流通業界でも、ミールキットやレトルト食品のラインアップが強化されている。参鶏湯セットやアワビ入り鶏スープ、うなぎの蒲焼きまで、オンライン予約や配送サービスも充実。三伏を商機と捉える動きが加速している。
“補身”は食の多様化とともに
かつては肉中心だった補身食だが、最近はベジタリアン向けの選択肢も増えてきた。きのこや豆腐、大豆ミートを使ったメニューや、動物性食材を使わない「ベジ参鶏湯」も一部店舗で提供されている。
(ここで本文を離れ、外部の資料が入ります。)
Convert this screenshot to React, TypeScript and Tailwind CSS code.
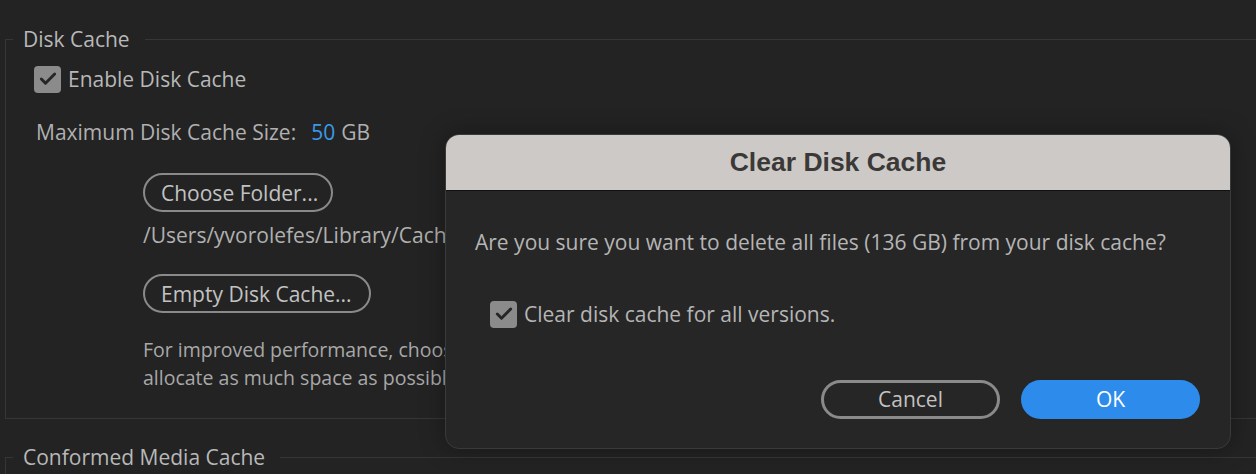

背景には、環境意識や動物福祉への配慮がある。特に若者を中心に、食の選択がライフスタイルと密接に結びつくようになり、補身のあり方も変わり始めている。多文化家庭や外国人居住者の間でも、こうした傾向が見られる。
“食”を超えた健康管理へ
補身需要は食品にとどまらない。サプリメントの購入や健康診断、韓方クリニックの予約も三伏を前に増えている。ある企業では、社員食堂で参鶏湯を提供したり、夏季限定の健康プログラムを実施する動きもある。
自治体も支援に乗り出しており、ソウルや仁川では、高齢者に栄養食や冷却グッズを配布するなど、熱中症対策を兼ねた福祉事業が展開されている。
参鶏湯の伝統、そしてその先へ
参鶏湯は今も三伏を象徴する料理だが、食べ方や捉え方は確実に広がっている。料理そのものは変わらなくても、誰とどこでどう楽しむかは、年々変化している。
大事なのは「夏を元気に過ごしたい」という気持ち。その思いに応えるかたちで、補身のスタイルもまた多彩になってきている。